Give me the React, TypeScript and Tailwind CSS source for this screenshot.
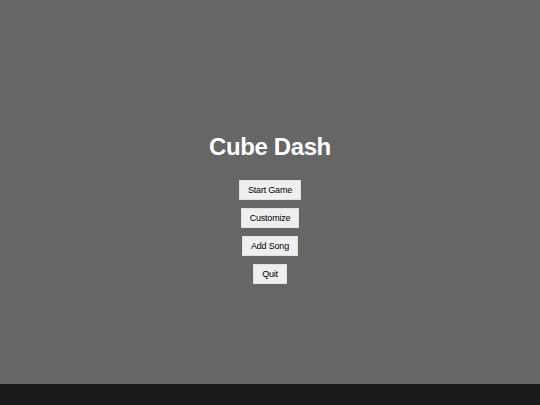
import React from 'react';

const MENU_ITEMS = ['Start Game', 'Customize', 'Add Song', 'Quit'];

const App: React.FC = () => {
  return (
    <div className="w-[540px] h-[405px] flex flex-col bg-[#1a1a1a] font-['Liberation_Sans',Arial,sans-serif]">
      {/* game screen */}
      <div className="h-[384px] bg-[#666666] flex flex-col items-center pt-[133px]">
        <h1 className="text-[24px] leading-[28px] font-bold text-white tracking-[-0.4px] mb-[19px]">Cube Dash</h1>
        <div className="flex flex-col items-center gap-2">
          {MENU_ITEMS.map((label) => (
            <button
              key={label}
              className="h-5 px-2 bg-[#efefef] border border-[#e0e0e0] text-[9px] leading-none tracking-[-0.2px] text-black"
            >
              {label}
            </button>
          ))}
        </div>
      </div>
    </div>
  );
};

export default App;
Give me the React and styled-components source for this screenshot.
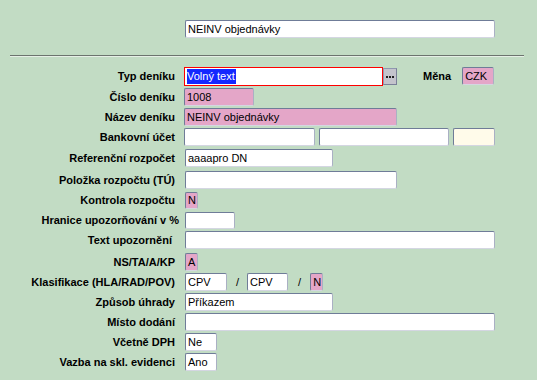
import React from "react";
import styled, { createGlobalStyle } from "styled-components";

const Global = createGlobalStyle`
  html, body { margin: 0; padding: 0; }
  body {
    background: #c2dcc4;
    font-family: "Liberation Sans", Arial, sans-serif;
    font-size: 11px;
    color: #000;
  }
`;

const Page = styled.div`
  width: 537px;
  height: 380px;
  overflow: hidden;
  background: #c2dcc4;
`;

const Header = styled.div`
  display: flex;
  padding: 20px 0 0 185px;
  height: 55px;
  box-sizing: border-box;
`;

const Divider = styled.div`
  margin: 0 13px 0 10px;
  border-top: 1px solid #6c746e;
  border-bottom: 1px solid #e6f0e6;
`;

const Form = styled.div`
  display: flex;
  flex-direction: column;
  padding-top: 10px;
`;

const Row = styled.div`
  display: flex;
  align-items: flex-start;
  height: ${(p) => p.$h || 20}px;
`;

const Label = styled.div`
  width: ${(p) => (p.$over ? 179 : 175)}px;
  margin-right: ${(p) => (p.$over ? -4 : 0)}px;
  flex: none;
  text-align: right;
  white-space: pre;
  font-weight: bold;
  font-size: 11px;
  line-height: ${(p) => p.$lh || 18}px;
`;

const Fields = styled.div`
  display: flex;
  align-items: flex-start;
  margin-left: ${(p) => (p.$tight ? 9 : 10)}px;
`;

const bg = {
  white: "#ffffff",
  pink: "#e4a6c8",
  cream: "#fffbea",
};

const Field = styled.div`
  box-sizing: border-box;
  width: ${(p) => p.$w}px;
  height: ${(p) => p.$hh || 18}px;
  margin-left: ${(p) => p.$ml || 0}px;
  background: ${(p) => bg[p.$tone || "white"]};
  border: 1px solid;
  border-color: #6f7c98 #aab0c4 #d4d6e2 #6f7c98;
  border-radius: 2px;
  padding-left: 2px;
  font-size: 11px;
  line-height: ${(p) => (p.$hh || 18) - 2}px;
  white-space: nowrap;
  overflow: hidden;
`;

const ActiveField = styled(Field)`
  border: 1px solid #ff0000;
  border-radius: 0;
  height: 19px;
  padding-left: 2px;
  padding-top: 1px;
  line-height: 15px;
`;

const Selected = styled.span`
  background: #1428ff;
  color: #fff;
  display: inline-block;
  padding-right: 1px;
`;

const DotsButton = styled.div`
  box-sizing: border-box;
  width: 14px;
  height: 17px;
  margin-top: 1px;
  background: #c4c4cc;
  border: 1px solid;
  border-color: #9098b0 #7a8098 #7a8098 #9098b0;
  display: flex;
  align-items: center;
  justify-content: center;
  gap: 1px;
`;

const Dot = styled.span`
  width: 2px;
  height: 2px;
  background: #202020;
`;

const InlineLabel = styled.div`
  font-weight: bold;
  font-size: 11px;
  line-height: 18px;
  margin-left: ${(p) => p.$ml || 0}px;
`;

const Slash = styled.div`
  font-size: 11px;
  line-height: 18px;
  margin-left: ${(p) => p.$ml || 0}px;
`;

export default function App() {
  return (
    <Page>
      <Global />
      <Header>
        <Field $w={310}>NEINV objednávky</Field>
      </Header>
      <Divider />
      <Form>
        <Row $h={21}>
          <Label $lh={19}>Typ deníku</Label>
          <Fields $tight>
            <ActiveField $w={199}>
              <Selected>Volný text</Selected>
            </ActiveField>
            <DotsButton>
              <Dot />
              <Dot />
              <Dot />
            </DotsButton>
            <InlineLabel $ml={26}>Měna</InlineLabel>
            <Field $w={32} $ml={11} $tone="pink">
              CZK
            </Field>
          </Fields>
        </Row>
        <Row $h={20}>
          <Label>Číslo deníku</Label>
          <Fields $tight>
            <Field $w={70} $tone="pink">
              1008
            </Field>
          </Fields>
        </Row>
        <Row $h={20}>
          <Label>Název deníku</Label>
          <Fields $tight>
            <Field $w={213} $tone="pink">
              NEINV objednávky
            </Field>
          </Fields>
        </Row>
        <Row $h={21}>
          <Label>Bankovní účet</Label>
          <Fields $tight>
            <Field $w={131} />
            <Field $w={130} $ml={4} />
            <Field $w={42} $ml={4} $tone="cream" />
          </Fields>
        </Row>
        <Row $h={22}>
          <Label>Referenční rozpočet</Label>
          <Fields>
            <Field $w={148}>aaaapro DN</Field>
          </Fields>
        </Row>
        <Row $h={21}>
          <Label>Položka rozpočtu (TÚ)</Label>
          <Fields>
            <Field $w={212} />
          </Fields>
        </Row>
        <Row $h={20}>
          <Label $lh={17}>Kontrola rozpočtu</Label>
          <Fields>
            <Field $w={13} $hh={17} $tone="pink">
              N
            </Field>
          </Fields>
        </Row>
        <Row $h={19}>
          <Label $over $lh={17}>Hranice upozorňování v %</Label>
          <Fields>
            <Field $w={50} $hh={17} />
          </Fields>
        </Row>
        <Row $h={22}>
          <Label>{"Text upozornění "}</Label>
          <Fields>
            <Field $w={310} />
          </Fields>
        </Row>
        <Row $h={20}>
          <Label>NS/TA/A/KP</Label>
          <Fields>
            <Field $w={13} $tone="pink">
              A
            </Field>
          </Fields>
        </Row>
        <Row $h={20}>
          <Label>Klasifikace (HLA/RAD/POV)</Label>
          <Fields>
            <Field $w={42}>CPV</Field>
            <Slash $ml={9}>/</Slash>
            <Field $w={41} $ml={8}>CPV</Field>
            <Slash $ml={10}>/</Slash>
            <Field $w={13} $ml={9} $tone="pink">
              N
            </Field>
          </Fields>
        </Row>
        <Row $h={20}>
          <Label>Způsob úhrady</Label>
          <Fields>
            <Field $w={148}>Příkazem</Field>
          </Fields>
        </Row>
        <Row $h={20}>
          <Label>Místo dodání</Label>
          <Fields>
            <Field $w={310} />
          </Fields>
        </Row>
        <Row $h={20}>
          <Label>Včetně DPH</Label>
          <Fields>
            <Field $w={32}>Ne</Field>
          </Fields>
        </Row>
        <Row $h={20}>
          <Label>Vazba na skl. evidenci</Label>
          <Fields>
            <Field $w={32}>Ano</Field>
          </Fields>
        </Row>
      </Form>
    </Page>
  );
}
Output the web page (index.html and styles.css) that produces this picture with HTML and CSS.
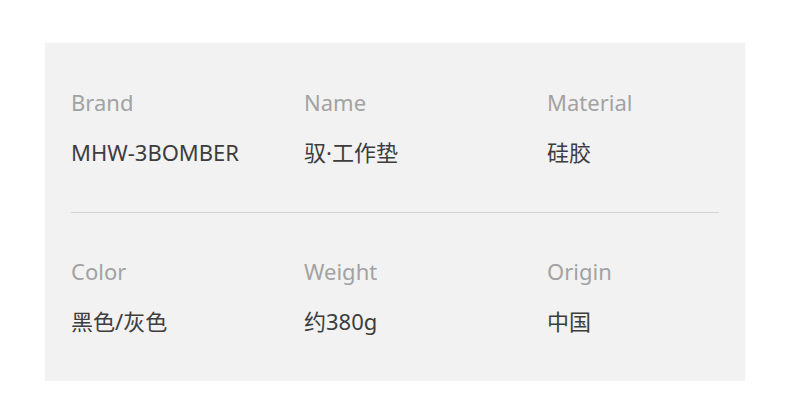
FILE: index.html
```html
<!DOCTYPE html>
<html lang="zh">
<head>
<meta charset="utf-8">
<link rel="stylesheet" href="styles.css">
</head>
<body>
<div class="card">
  <div class="row">
    <div class="cell"><div class="label">Brand</div><div class="value">MHW-3BOMBER</div></div>
    <div class="cell"><div class="label">Name</div><div class="value">驭·工作垫</div></div>
    <div class="cell"><div class="label">Material</div><div class="value">硅胶</div></div>
  </div>
  <div class="divider"></div>
  <div class="row">
    <div class="cell"><div class="label">Color</div><div class="value">黑色/灰色</div></div>
    <div class="cell"><div class="label">Weight</div><div class="value">约380g</div></div>
    <div class="cell"><div class="label">Origin</div><div class="value">中国</div></div>
  </div>
</div>
</body>
</html>
```
FILE: styles.css
```css
html, body {
  margin: 0;
  padding: 0;
  background: #ffffff;
}
body {
  font-family: "Noto Sans", "Noto Sans CJK SC", sans-serif;
}
.card {
  margin: 43px 0 0 45px;
  width: 700px;
  box-sizing: border-box;
  padding: 44px 26px 45px;
  background: #f2f2f2;
  box-shadow: 0 0 3px rgba(0, 0, 0, 0.04);
}
.row {
  display: grid;
  grid-template-columns: 233px 243px 1fr;
}
.cell {
  display: flex;
  flex-direction: column;
  gap: 20px;
}
.label {
  font-size: 22px;
  line-height: 30px;
  color: #a2a2a2;
}
.value {
  font-size: 22px;
  line-height: 30px;
  color: #3d3d3d;
}
.divider {
  height: 1px;
  background: #d3d3d3;
  margin: 45px 0 43px;
}
```
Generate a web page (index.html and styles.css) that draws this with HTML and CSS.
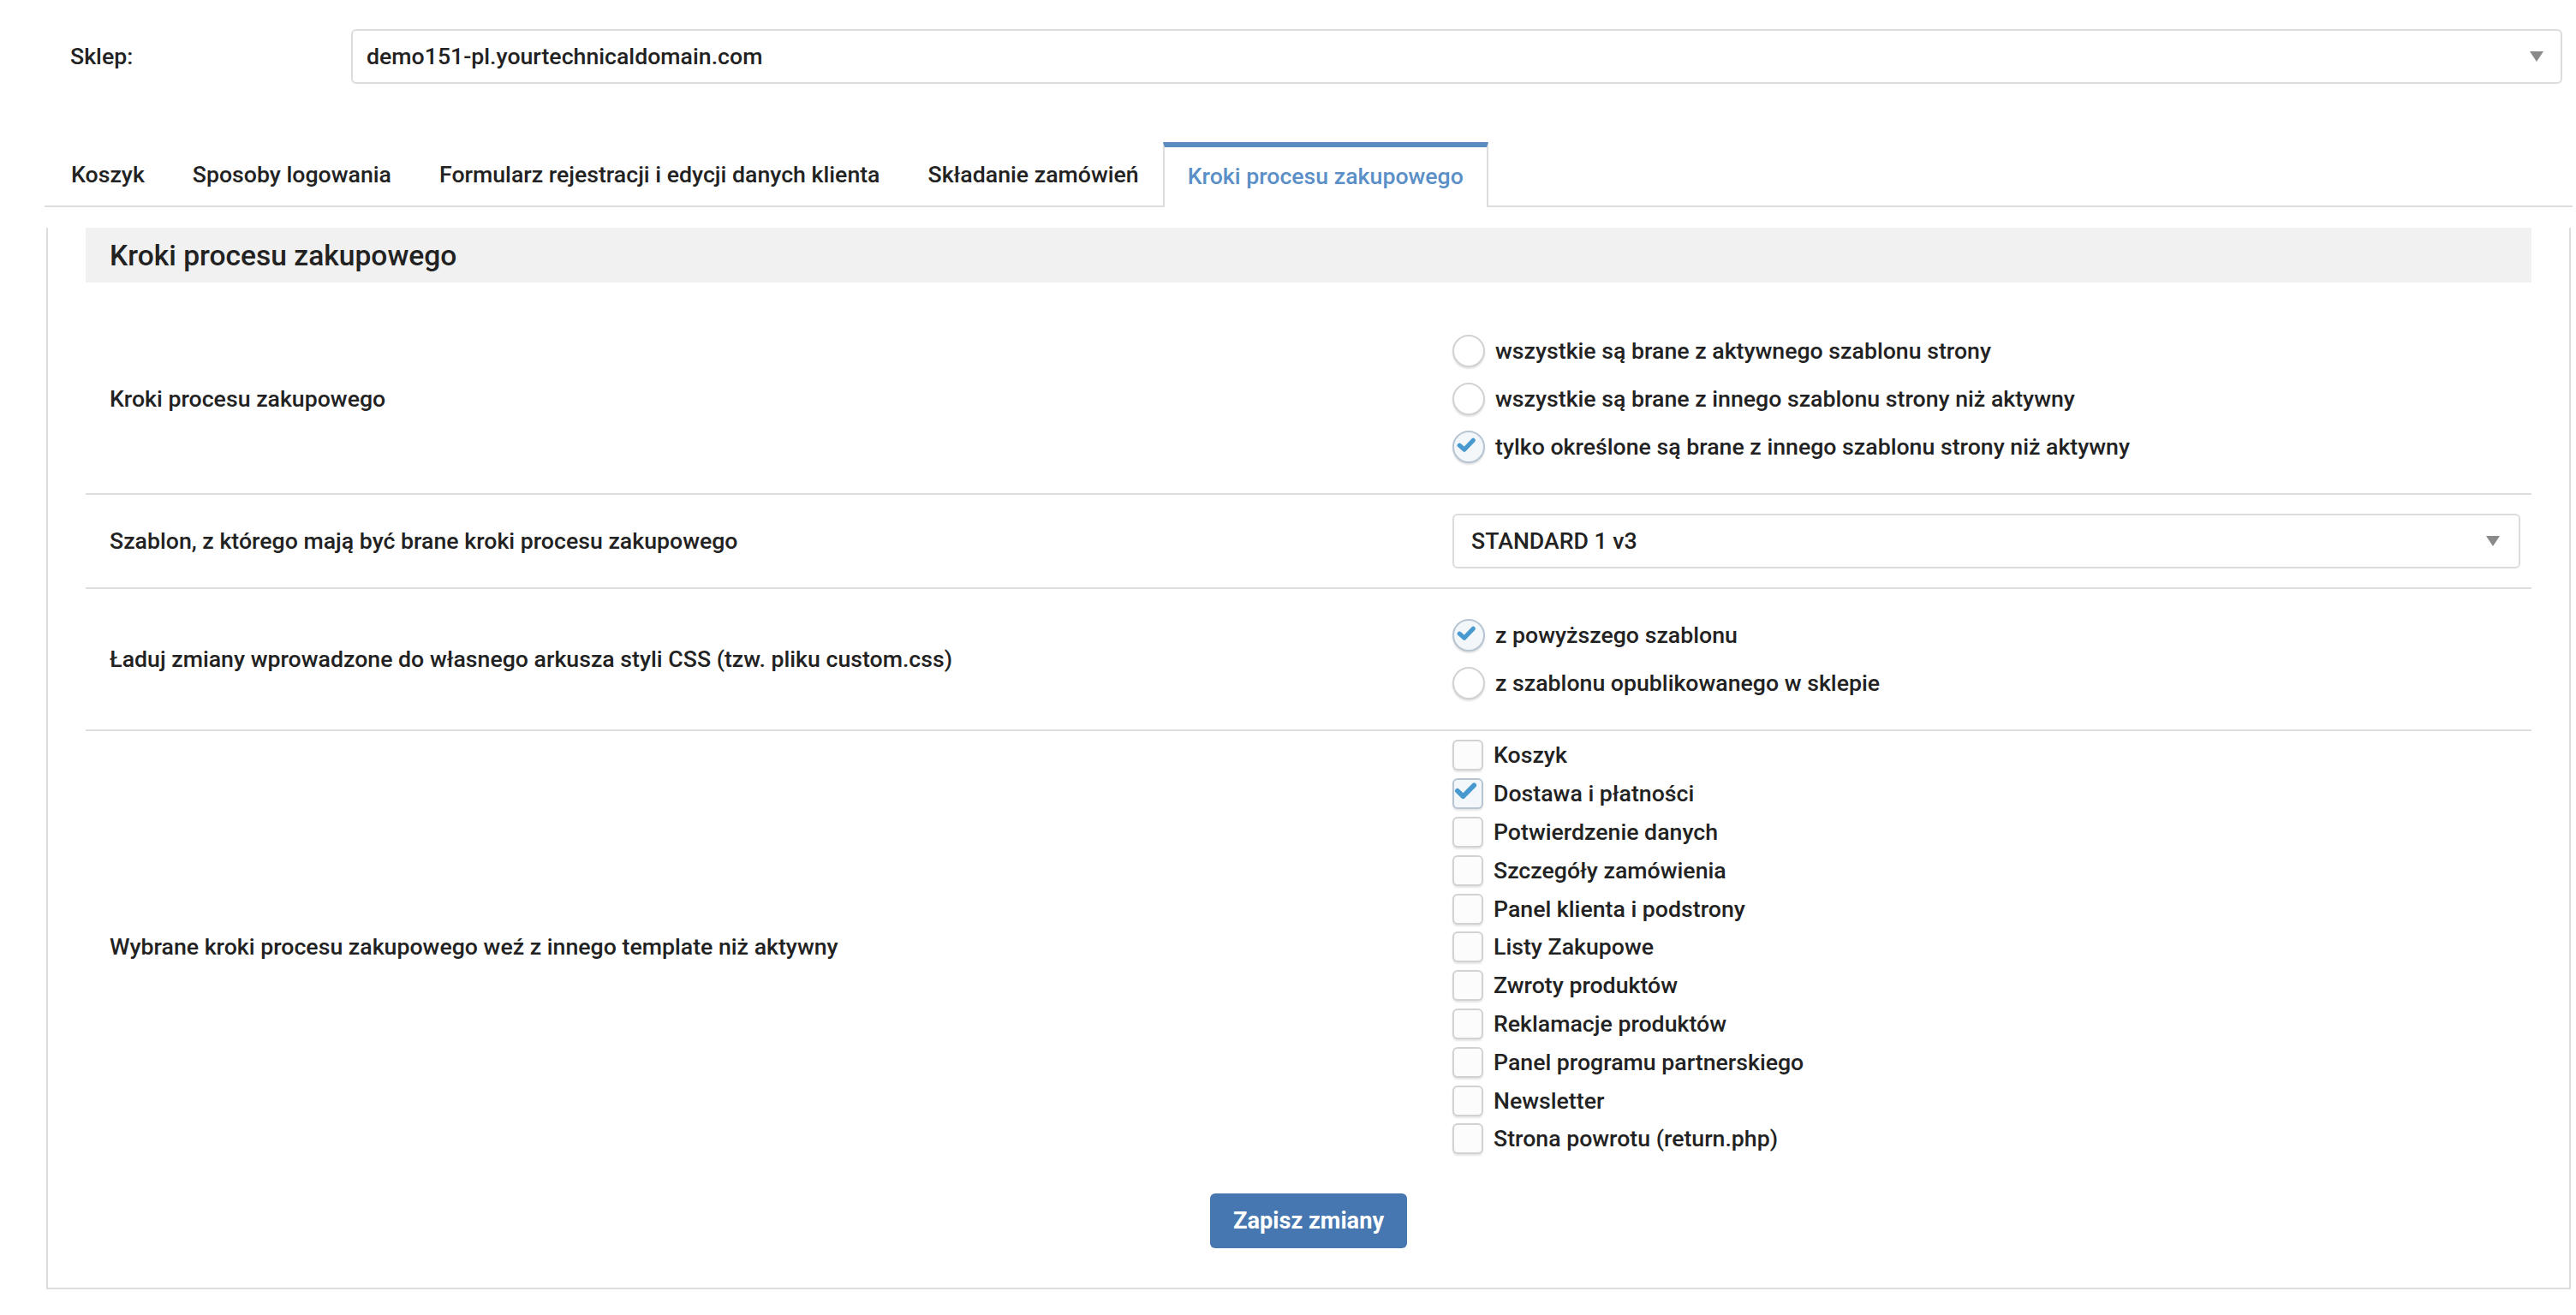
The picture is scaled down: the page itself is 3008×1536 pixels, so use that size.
FILE: index.html
```html
<!DOCTYPE html>
<html lang="pl">
<head>
    <meta charset="UTF-8">
    <meta name="viewport" content="width=device-width, initial-scale=1.0">
    <title>Kroki procesu zakupowego</title>
    <link rel="stylesheet" href="styles.css">
</head>
<body>
    <div class="page">
        <div class="shop-row">
            <label class="shop-label">Sklep:</label>
            <div class="select">
                <span>demo151-pl.yourtechnicaldomain.com</span>
                <i class="caret"></i>
            </div>
        </div>

        <ul class="tabs">
            <li>Koszyk</li>
            <li>Sposoby logowania</li>
            <li>Formularz rejestracji i edycji danych klienta</li>
            <li>Składanie zamówień</li>
            <li class="active">Kroki procesu zakupowego</li>
        </ul>

        <div class="panel">
            <h2 class="panel-title">Kroki procesu zakupowego</h2>

            <div class="row row-options">
                <div class="row-label">Kroki procesu zakupowego</div>
                <div class="row-value">
                    <div class="option"><span class="radio"></span>wszystkie są brane z aktywnego szablonu strony</div>
                    <div class="option"><span class="radio"></span>wszystkie są brane z innego szablonu strony niż aktywny</div>
                    <div class="option"><span class="radio checked"><svg viewBox="0 0 19 19"><path d="M4.6 9.6 L7.7 12.4 L13.6 6.3"/></svg></span>tylko określone są brane z innego szablonu strony niż aktywny</div>
                </div>
            </div>

            <div class="row row-select">
                <div class="row-label">Szablon, z którego mają być brane kroki procesu zakupowego</div>
                <div class="row-value">
                    <div class="select select-small">
                        <span>STANDARD 1 v3</span>
                        <i class="caret"></i>
                    </div>
                </div>
            </div>

            <div class="row row-options">
                <div class="row-label">Ładuj zmiany wprowadzone do własnego arkusza styli CSS (tzw. pliku custom.css)</div>
                <div class="row-value">
                    <div class="option"><span class="radio checked"><svg viewBox="0 0 19 19"><path d="M4.6 9.6 L7.7 12.4 L13.6 6.3"/></svg></span>z powyższego szablonu</div>
                    <div class="option"><span class="radio"></span>z szablonu opublikowanego w sklepie</div>
                </div>
            </div>

            <div class="row row-checks">
                <div class="row-label">Wybrane kroki procesu zakupowego weź z innego template niż aktywny</div>
                <div class="row-value">
                    <div class="check-item"><span class="checkbox"></span>Koszyk</div>
                    <div class="check-item"><span class="checkbox checked"><svg viewBox="0 0 18 18"><path d="M3.3 8.3 L7 11.9 L14.2 4.7"/></svg></span>Dostawa i płatności</div>
                    <div class="check-item"><span class="checkbox"></span>Potwierdzenie danych</div>
                    <div class="check-item"><span class="checkbox"></span>Szczegóły zamówienia</div>
                    <div class="check-item"><span class="checkbox"></span>Panel klienta i podstrony</div>
                    <div class="check-item"><span class="checkbox"></span>Listy Zakupowe</div>
                    <div class="check-item"><span class="checkbox"></span>Zwroty produktów</div>
                    <div class="check-item"><span class="checkbox"></span>Reklamacje produktów</div>
                    <div class="check-item"><span class="checkbox"></span>Panel programu partnerskiego</div>
                    <div class="check-item"><span class="checkbox"></span>Newsletter</div>
                    <div class="check-item"><span class="checkbox"></span>Strona powrotu (return.php)</div>
                </div>
            </div>

            <div class="form-footer">
                <button type="button">Zapisz zmiany</button>
            </div>
        </div>
    </div>
</body>
</html>
```

FILE: styles.css
```css
html {
    zoom: 2;
}
body {
    margin: 0;
    font-family: Roboto, "Liberation Sans", sans-serif;
    font-size: 13.35px;
    font-weight: 500;
    color: #222;
    background: #fff;
}
.page {
    padding: 17px 2px 0 26px;
}
.shop-row {
    display: grid;
    grid-template-columns: 179px 1fr;
    align-items: center;
    margin-right: 6px;
}
.shop-label {
    padding-left: 15px;
}
.select {
    display: flex;
    align-items: center;
    justify-content: space-between;
    height: 32px;
    box-sizing: border-box;
    padding: 0 10px 0 8px;
    border: 1px solid #dcdcdc;
    border-radius: 3px;
    background: #fff;
}
.caret {
    width: 0;
    height: 0;
    border-left: 4px solid transparent;
    border-right: 4px solid transparent;
    border-top: 6px solid #8a8a8a;
}
.tabs {
    display: flex;
    list-style: none;
    margin: 34px 0 0;
    padding: 0 0 0 1.5px;
    border-bottom: 1px solid #ddd;
}
.tabs li {
    height: 37px;
    line-height: 38px;
    padding: 0 14px;
    white-space: nowrap;
}
.tabs li.active {
    box-sizing: border-box;
    height: 38px;
    line-height: 34px;
    margin-bottom: -1px;
    padding: 0 13.5px;
    border: 1px solid #ddd;
    border-top: 3px solid #5b8cbf;
    border-bottom: none;
    background: #fff;
    color: #5b8fc7;
}
.panel {
    margin: 12px 1px 0;
    padding: 0 22px 23px;
    border: 1px solid #ddd;
    border-top: none;
}
.panel-title {
    height: 32px;
    line-height: 33px;
    margin: 0 0 14px;
    padding-left: 14px;
    background: #f1f1f1;
    font-size: 16.8px;
    font-weight: 500;
}
.row {
    display: grid;
    grid-template-columns: 798px 1fr;
    align-items: center;
    border-bottom: 1px solid #ddd;
}
.row-options {
    padding: 12px 0 13px;
}
.row-options + .row-select {
    padding: 11px 0;
}
.row-select + .row-options {
    padding: 13px 0;
}
.row-checks {
    padding: 3px 0 4px;
    border-bottom: none;
}
.row-label {
    padding-left: 14px;
}
.row-value {
    padding-right: 5px;
}
.select-small {
    height: 32px;
    padding: 0 11px 0 10px;
    margin-right: 1.5px;
}
.option {
    display: flex;
    align-items: center;
    height: 28px;
}
.radio,
.checkbox {
    display: inline-block;
    flex: none;
    box-sizing: border-box;
    border: 1px solid #d2d2d2;
    background: #fff;
    box-shadow: 0 1px 1px rgba(0, 0, 0, 0.12);
}
.radio {
    width: 19px;
    height: 19px;
    margin-right: 6px;
    border-radius: 50%;
}
.checkbox {
    width: 18px;
    height: 18px;
    margin-right: 6px;
    border-radius: 3px;
    background: #fcfcfc;
    box-shadow: 0 1px 1px rgba(0, 0, 0, 0.1);
}
.radio.checked,
.checkbox.checked {
    border-color: #b7c5d3;
    background: #f4f7fa;
}
.radio svg,
.checkbox svg {
    display: block;
    width: 100%;
    height: 100%;
    margin: -1px;
    overflow: visible;
}
.radio path,
.checkbox path {
    fill: none;
    stroke: #4799d0;
    stroke-width: 2.9;
    stroke-linecap: round;
    stroke-linejoin: round;
}
.checkbox path {
    stroke-width: 3.2;
}
.check-item {
    display: flex;
    align-items: center;
    height: 22.4px;
}
.form-footer {
    padding-top: 16.5px;
    text-align: center;
}
button {
    height: 32px;
    padding: 0 13.5px;
    border: none;
    border-radius: 3px;
    background: #4677b0;
    color: #fff;
    font-family: Roboto, "Liberation Sans", sans-serif;
    font-size: 13.6px;
    font-weight: 700;
    cursor: pointer;
}
button:hover {
    background: #3b689c;
}
```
_ _ _ _ _
Repeat only the lines between the top of the entries above and the line containing "const MENU_ITEMS = ['Start", both ends included, without the pictures.

TASK RESPONSE:
Give me the React, TypeScript and Tailwind CSS source for this screenshot.
import React from 'react';

const MENU_ITEMS = ['Start Game', 'Customize', 'Add Song', 'Quit'];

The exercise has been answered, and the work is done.